Foi um dia muito especial. Falei com meu pai que não queria assistir a convocação porque eu não queria ficar muito na expectativa e ele falou que ia assistir então sozinho. Ele foi para o quarto, eu fiquei com a minha mãe. Ele voltou gritando: “Foi convocado, parabéns!”. Eu falei “Tá brincando!?”. Ele falou “Foi convocado!”, mostrou no laptop. Quando eu vi comecei a chorar. Foi muito emocionante. Acho que foi o melhor dia da minha vida.
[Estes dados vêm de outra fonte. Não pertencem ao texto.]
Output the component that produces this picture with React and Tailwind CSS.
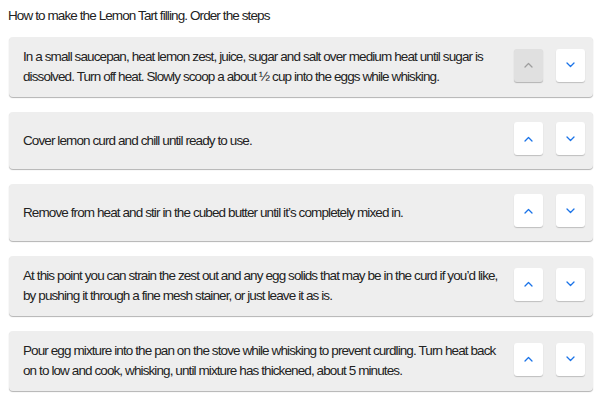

Apesar de ter morado a vida toda na Europa, Andreas se vê tão brasileiro quanto todos os outros jogadores do grupo. Além de viajar todos os anos ao Brasil para visitar a família em Londrina, é fã de futevôlei, adora um churrasco e escuta muito pagode e funk, ritmos que fazem sucesso com os demais boleiros.
Eu sou brasileiro, me sinto brasileiro,sou filho de brasileiros. Eu nasci na Bélgica sim, fui criado, mas minha família inteira é brasileira. Sempre convivi na Bélgica com brasileiros, tenho carinho pelo Brasil, vou todo ano, qualquer chance que tenho vou para o Brasil. E difícil falar que eu sou belga. Eles me veem como estrangeiro na Bélgica. Eu sempre me senti em casa no Brasil.
A história de Russo – o argentino
Nos 104 anos de história da seleção brasileira, os registros divergem sobre o número exato de atletas nascidos no exterior vestirem a camisa amarela. Há consenso sobre três: o atacante Sidney Pullen, nascido na Inglaterra; o goleiro Casemiro do Amaral, nascido em Portugal; e o meia Francisco Police, nascido na Itália. Todos defenderam a seleção no início do século XX, o que faria com que o hiato até a convocação de Andreas tivesse 100 anos.
Mas Adolpho Milman, mas conhecido como Russo, adicionaria um outro capítulo a essa história. Os registros apontam Pelotas como cidade natal, mas a lenda era de que ele haveria nascido em um território do império russo onde hoje é o Afeganistão. Apesar de não ter qualquer documentação que comprove a versão, o filho do ex-atacante do Fluminense afirma que Russo, na verdade, era argentino.
Adolpho Milman, o Russo (Foto: Arquivo/Fluminense F.C)
Essa descoberta foi recentíssima. Quando ele completou 100 anos um jornalista de Pelotas me contactou, mandando um texto com uma pequena história do papai, pedindo para que confirmasse. Falei que eu não tinha como confirmar aquele passado distante, só tinha informações apenas da vida conhecida dele, de futebol. Mas eu tenho contato com uma prima, que mora na França, que falou que o texto não era nada disso não. Que a história não era essa. “Nossos pais são argentinos” – disse Fernando Milman.
Os pais de Russo de fato eram imigrantes europeus, na da Ucrânia, e se estabeleceram na região de Entre Ríos, na Argentina, antes de migrarem para o Rio Grande do Sul. Como a família era muito humilde, de camponeses, Fernando não sabe se existiu qualquer registro do Nascimento do pai em outro país. Ele mesmo só conhece bem a história pública do pai, que mudou-se para o Rio de Janeiro na década de 30 para formar o poderoso time montado pelo Fluminense à época. A passagem pela Seleção foi em 1942, no Sul-Americano.
– Meu pai fugiu de casa para jogar futebol, com 15, 16 anos, rompido com o pai. Deve ter sido rompimento sério, porque nunca mais voltou, nunca mais falou. E não falava sobre esse assunto. E aí Russo, criou-se. Eu também, convivi pensando que ele tivesse nascido lá, naquela região, Cazaquistão, Afeganistão… Até porque os traços dele são mesmo daquela região. Mas o fato é que certeza ninguém tinha. E ele não falava do passado. Só começou a emergir um pouco quando ele teve contato com o João Saldanha, de quem era muito amigo. Eram os dois do Sul… Se conheceram lá, acho eu, e ficaram amigos a vida inteira. E aí vinham os assuntos do Sul. Aí eventualmente alguma coisa escapava.
A amizade com Saldanha e o conhecimento futebolístico o levaram ao cargo de supervisor técnico da Seleção ate 1970, mas Russo foi demitido junto com o técnico antes da Copa do Mundo que culminaria na campanha do tricampeonato mundial. Russo faleceu 10 anos depois.